Ask Kim. She’ll tell you I’m addicted to basketball. Even the kids now greet me at the door each evening asking, “Are you going to leave us AGAIN to play basketball?”

I don’t know when the switch flipped. I played in basketball leagues from the time I could dribble a ball up through high school. This was before the three point line was introduced so I spent my time at point guard pounding the ball inside to our big men. If I could get a steal or fill the lane on a fast break, I might get an easy layup.

When I moved to Salt Lake to attend the University of Utah, I began playing ball at the Deseret Gym. It didn’t take long before I realized I had a decent outside shot. I practiced and played pickup games five days a week the last two years of college.

And I was totally hooked. I love the competition and the camaraderie. I love the swish of the net on a 3 pointer.  I love the exercise and sore muscles the next morning. I’m addicted to the flow of the game. The games to 15 by ones and twos, the fast breaks, and the high fives and needle threading passes. I even like coming home and collapsing on the couch from sheer exhaustion.

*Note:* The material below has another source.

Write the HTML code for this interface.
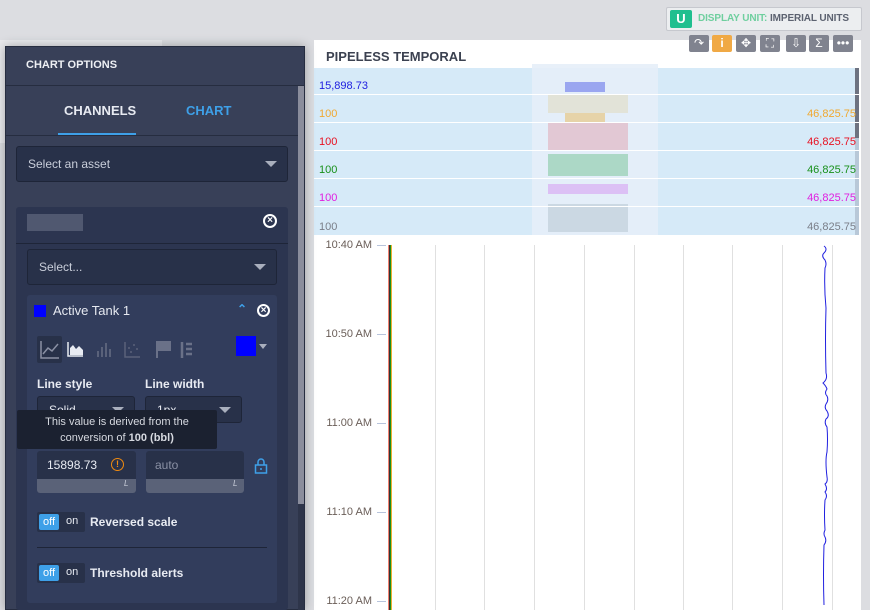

Tonight I shot hoops with Luca. She can granny it off the backboard and into the cylinder now. I can’t wait till we can play H-O-R-S-E or one on one together. I’ll be happy if my kids learn to play an instrument or participate in scouts or make the honor roll. But I’ll jump for joy if if they take to  basketball!

The game tonight ended when this kid darted out of the stands and ran off with our ball.